Башарину и всем пленным обрезали волосы по-казачьи, а казакам оставили лошадей и оружие. По принятым правилам, со всех убитых (даже и своих) было снято все платье[750], а Ильинская крепость сожжена. Захватив вблизи крепости караван из 25 верблюдов с 20 бухарцами, Пугачев роздал товары своим сподвижникам, яицким казакам [751], а на верблюдов нагрузил боевые припасы, одежду, снятую с убитых, оружие и прочее имущество, захваченное в крепости. Дождавшись прибытия из Желтого редута оставленных там орудий и прикрытия, Пугачев в тот же день, в сумерки, с песнями выступил обратно в Берду, имея в своей толпе до 2200 человек с 12 орудиями[752]. Он не пытался снова атаковать Верхнеозерную крепость, потому что было получено известие о приближении 14-й легкой полевой команды под начальством генерал-майора Станиславского, шедшего из Орской крепости на помощь отряду майора Заева.

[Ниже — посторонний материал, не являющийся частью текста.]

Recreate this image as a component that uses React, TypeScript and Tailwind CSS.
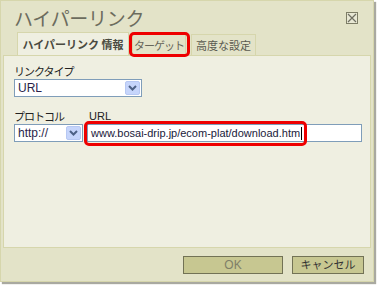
import React from "react";

const jp = "font-['Noto_Sans_CJK_JP','Noto_Sans',sans-serif]";
const latin = "font-['Liberation_Sans','Noto_Sans_CJK_JP',sans-serif]";

const Arrow = () => (
  <div className="flex h-[14px] w-[15px] items-center justify-center rounded-[2px] border border-[#b7c8f3] bg-[#c6d5fb]">
    <svg width="9" height="6" viewBox="0 0 9 6">
      <path d="M1 1 L4.5 4.5 L8 1" fill="none" stroke="#4d6185" strokeWidth="2" />
    </svg>
  </div>
);

const Select = ({ value, width }: { value: string; width: string }) => (
  <div
    className={`flex h-[18px] ${width} items-center justify-between border border-[#7f9db9] bg-white pl-[3px] pr-[1px]`}
  >
    <span className={`${latin} text-[12px] leading-none text-[#2a1f4a]`}>{value}</span>
    <Arrow />
  </div>
);

export default function App() {
  return (
    <div className="h-[285px] w-[380px] bg-white">
      <div className="flex h-[282px] w-[374px] flex-col border border-[#d6d6ac] bg-[#e3e3c8] shadow-[2px_2px_1px_#a9a9a0]">
        {/* header */}
        <div className="relative flex h-[54px] flex-col">
          <div className={`${jp} pl-[13px] pt-[3px] text-[19px] leading-[28px] tracking-[-0.3px] text-[#6c6c5e]`}>
            ハイパーリンク
          </div>
          <div className="absolute right-[15px] top-[11px] flex h-[12px] w-[12px] items-center justify-center border border-[#7d7d66] bg-[#e8e8d4]">
            <svg width="10" height="10" viewBox="0 0 10 10">
              <path d="M1 1 L9 9 M9 1 L1 9" stroke="#6f6f62" strokeWidth="1.2" />
            </svg>
          </div>
          <div className="mt-auto flex items-end pl-[16px]">
            <div className={`${jp} flex h-[23px] w-[112px] items-center justify-center border border-b-0 border-[#d6d6ac] bg-[#efefe1] text-[11px] font-bold text-[#4a4a40]`}>
              ハイパーリンク 情報
            </div>
            <div className="relative ml-[3px] flex h-[21px] w-[54px] items-center justify-center border border-b-0 border-[#d6d6ac] bg-[#e3e3c8]">
              <span className={`${jp} text-[11px] tracking-[-1px] text-[#66665a]`}>ターゲット</span>
              <div className="absolute left-[-4px] top-[-3px] h-[25px] w-[61px] rounded-[5px] border-[3px] border-[#ee0000]" />
            </div>
            <div className={`${jp} ml-[5px] flex h-[21px] w-[65px] items-center justify-center border border-b-0 border-[#d6d6ac] bg-[#e3e3c8] text-[11px] text-[#5a5a50]`}>
              高度な設定
            </div>
          </div>
        </div>

        {/* body */}
        <div className="mx-[2px] flex h-[193px] flex-col border border-[#d6d6ac] bg-[#efefe1] pl-[10px] pt-[8px]">
          <div className={`${jp} text-[11px] leading-[14px] tracking-[-1px] text-[#222]`}>リンクタイプ</div>
          <div className="mt-[1px]">
            <Select value="URL" width="w-[128px]" />
          </div>
          <div className="mt-[12px] flex items-start">
            <div className="flex flex-col">
              <div className={`${jp} text-[11px] leading-[14px] tracking-[-1px] text-[#222]`}>プロトコル</div>
              <div className="mt-[1px]">
                <Select value="http://" width="w-[69px]" />
              </div>
            </div>
            <div className="ml-[4px] flex flex-col">
              <div className={`${latin} pl-[2px] text-[11px] leading-[14px] text-[#222]`}>URL</div>
              <div className="relative mt-[1px]">
                <div className="flex h-[18px] w-[275px] items-center border border-[#7f9db9] bg-white pl-[3px]">
                  <span className={`${latin} text-[11px] leading-none text-[#1a1a3a]`}>
                    www.bosai-drip.jp/ecom-plat/download.htm
                  </span>
                  <span className="ml-[1px] h-[13px] w-[1px] bg-black" />
                </div>
                <div className="absolute left-[-3px] top-[-3px] h-[25px] w-[223px] rounded-[5px] border-[3px] border-[#ee0000]" />
              </div>
            </div>
          </div>
        </div>

        {/* footer */}
        <div className="flex flex-1 items-center justify-end gap-[9px] pr-[9px]">
          <div className={`${latin} flex h-[18px] w-[100px] items-center justify-center border border-[#727255] bg-[#c7c791] text-[12px] text-[#7f7f68]`}>
            OK
          </div>
          <div className={`${jp} flex h-[18px] w-[72px] items-center justify-center border border-[#727255] bg-[#c7c791] text-[11px] text-[#333]`}>
            キャンセル
          </div>
        </div>
      </div>
    </div>
  );
}
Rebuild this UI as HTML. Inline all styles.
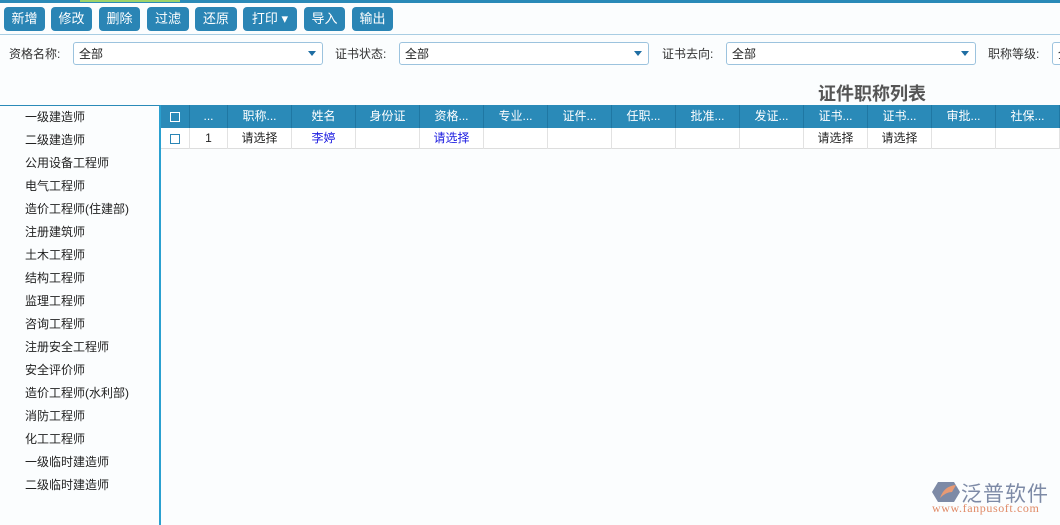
<!DOCTYPE html>
<html><head><meta charset="utf-8"><style>
*{margin:0;padding:0;box-sizing:border-box}
body{width:1060px;height:525px;overflow:hidden;background:#fbfdfe;font-family:"Liberation Sans","Noto Sans CJK SC",sans-serif;font-size:12px;color:#222;position:relative}
.top{position:absolute;left:0;top:0;width:1060px;height:3px;background:#2a8ab8}
.top i{position:absolute;left:80px;top:0;width:100px;height:2px;background:#9fd36a}
.btn{position:absolute;top:7px;height:24px;background:#2a85b5;color:#fff;border-radius:4px;font-size:13px;line-height:24px;text-align:center}
.sep{position:absolute;left:0;top:34px;width:1060px;height:1px;background:#a8cde3}
.lbl{position:absolute;top:45px;font-size:12px;color:#333}
.sel{position:absolute;top:42px;height:23px;border:1px solid #9cc3de;border-radius:3px;background:#fff;font-size:12px;line-height:21px;padding-left:5px;padding-top:1px}
.sel b{position:absolute;right:6px;top:8px;width:0;height:0;border-left:4px solid transparent;border-right:4px solid transparent;border-top:5px solid #1f6ea3}
.title{position:absolute;left:818px;top:80px;font-size:18px;font-weight:bold;color:#555}
.left{position:absolute;left:0;top:105px;width:161px;height:420px;border-top:1px solid #2a8ab8;border-right:2px solid #2aa0d0}
.left div{position:absolute;left:25px;font-size:12px;color:#222}
.hdr{position:absolute;left:161px;top:105px;width:899px;height:23px;background:#2a8ab8}
.c{position:absolute;text-align:center;font-size:12px;line-height:23px}
.hdr .c{color:#fff;border-right:1px solid #1f77a3;height:23px}
.row{position:absolute;left:161px;top:128px;width:899px;height:21px;border-bottom:1px solid #ddd;background:#fff}
.row .c{border-right:1px solid #e2e2e2;height:21px;line-height:21px}
.cb{display:inline-block;width:10px;height:10px;border:1.5px solid #fff;vertical-align:middle}
.row .cb{border-color:#2a85b5}
</style></head><body>
<div class="top"><i></i></div>
<div class="btn" style="left:4px;width:41px">新增</div>
<div class="btn" style="left:51px;width:41px">修改</div>
<div class="btn" style="left:99px;width:41px">删除</div>
<div class="btn" style="left:147px;width:42px">过滤</div>
<div class="btn" style="left:195px;width:42px">还原</div>
<div class="btn" style="left:243px;width:54px">打印 ▾</div>
<div class="btn" style="left:304px;width:41px">导入</div>
<div class="btn" style="left:352px;width:41px">输出</div>
<div class="sep"></div>
<div class="lbl" style="left:9px">资格名称:</div>
<div class="sel" style="left:73px;width:250px">全部<b></b></div>
<div class="lbl" style="left:335px">证书状态:</div>
<div class="sel" style="left:399px;width:250px">全部<b></b></div>
<div class="lbl" style="left:662px">证书去向:</div>
<div class="sel" style="left:726px;width:250px">全部<b></b></div>
<div class="lbl" style="left:988px">职称等级:</div>
<div class="sel" style="left:1052px;width:40px">全<b></b></div>
<div class="title">证件职称列表</div>
<div class="left">
<div style="top:2px">一级建造师</div><div style="top:25px">二级建造师</div><div style="top:48px">公用设备工程师</div><div style="top:71px">电气工程师</div><div style="top:94px">造价工程师(住建部)</div><div style="top:117px">注册建筑师</div><div style="top:140px">土木工程师</div><div style="top:163px">结构工程师</div><div style="top:186px">监理工程师</div><div style="top:209px">咨询工程师</div><div style="top:232px">注册安全工程师</div><div style="top:255px">安全评价师</div><div style="top:278px">造价工程师(水利部)</div><div style="top:301px">消防工程师</div><div style="top:324px">化工工程师</div><div style="top:347px">一级临时建造师</div><div style="top:370px">二级临时建造师</div>
</div>
<div class="hdr">
<div class="c" style="left:0;width:29px"><span class="cb"></span></div>
<div class="c" style="left:29px;width:38px">...</div>
<div class="c" style="left:67px;width:64px">职称...</div>
<div class="c" style="left:131px;width:64px">姓名</div>
<div class="c" style="left:195px;width:64px">身份证</div>
<div class="c" style="left:259px;width:64px">资格...</div>
<div class="c" style="left:323px;width:64px">专业...</div>
<div class="c" style="left:387px;width:64px">证件...</div>
<div class="c" style="left:451px;width:64px">任职...</div>
<div class="c" style="left:515px;width:64px">批准...</div>
<div class="c" style="left:579px;width:64px">发证...</div>
<div class="c" style="left:643px;width:64px">证书...</div>
<div class="c" style="left:707px;width:64px">证书...</div>
<div class="c" style="left:771px;width:64px">审批...</div>
<div class="c" style="left:835px;width:64px">社保...</div>
</div>
<div class="row">
<div class="c" style="left:0;width:29px"><span class="cb"></span></div>
<div class="c" style="left:29px;width:38px">1</div>
<div class="c" style="left:67px;width:64px">请选择</div>
<div class="c" style="left:131px;width:64px;color:#1a1ae0">李婷</div>
<div class="c" style="left:195px;width:64px"></div>
<div class="c" style="left:259px;width:64px;color:#1a1ae0">请选择</div>
<div class="c" style="left:323px;width:64px"></div>
<div class="c" style="left:387px;width:64px"></div>
<div class="c" style="left:451px;width:64px"></div>
<div class="c" style="left:515px;width:64px"></div>
<div class="c" style="left:579px;width:64px"></div>
<div class="c" style="left:643px;width:64px">请选择</div>
<div class="c" style="left:707px;width:64px">请选择</div>
<div class="c" style="left:771px;width:64px"></div>
<div class="c" style="left:835px;width:64px"></div>
</div>
<svg style="position:absolute;left:930px;top:480px" width="32" height="24" viewBox="0 0 32 24">
<polygon points="8,2 24,2 30,12 24,22 8,22 2,12" fill="#7d8aa6"/>
<path d="M10,18 Q14,6 26,5 L22,12 Q16,12 10,18Z" fill="#e89a74"/>
</svg>
<div style="position:absolute;left:961px;top:478px;font-size:21px;color:#7d8aa6;letter-spacing:1px;font-family:'Noto Sans CJK SC',sans-serif">泛普软件</div>
<div style="position:absolute;left:932px;top:501px;font-size:12px;letter-spacing:0.6px;color:#e08a66;font-family:'Liberation Serif',serif">www.fanpusoft.com</div>
</body></html>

Не доходя 25 верст до крепости Ильинской, генерал Станиславский узнал об участи, постигшей отряд Заева. Он остановился и не пошел далее, опасаясь сам попасть в руки самозванца. Под предлогом того, «чтобы не открыть всей линии злодеям на похищение»[753], Станиславский возвратился в Орскую крепость, а вслед за тем получил приказание генерала-поручика Деколонга отступить к Верхнеяицкой крепости, забирая с собою из лежащих на пути крепостей гарнизоны, денежную казну, артиллерию и жителей, которые изъявят желание следовать за отрядом. Тех жителей, которые пожелают остаться в своих домах, генерал-майору Станиславскому приказано было снабдить продовольствием, а артиллерию, которую почему-либо нельзя было взять с собою, испортить или бросить в воду.

Такое оставление значительной части края без войск Деколонг признавал необходимым по ограниченности своих сил (всего две легкие полевые команды)[754], по недостатку для них продовольствия и по необходимости защитить Исетскую провинцию и екатеринбургские заводы. По мнению Деколонга, опасность, грозившая Исетской провинции, была так велика, что с наличными своими силами он не находил возможным защитить столь обширный край и просил сибирского губернатора Чичерина прислать ему тысячу выписных казаков и сколь возможно рекрут, обученных экзерциции[755].

«Хотя мое намерение, – писал он вместе с тем графу 3. Чернышеву[756], – и состояло в том, чтобы находящимися при мне сибирских линий воинскими командами подать помощь осажденному городу Оренбургу и все неполезные следствия обратить во благо, но злодеи башкирцы генеральным своим взбунтованием до того не допустили и, причиняя почти повсеместно варварские свои злодеяния, заставили пещись о предохранении линейных и внутренних Исецкой провинции российских селений».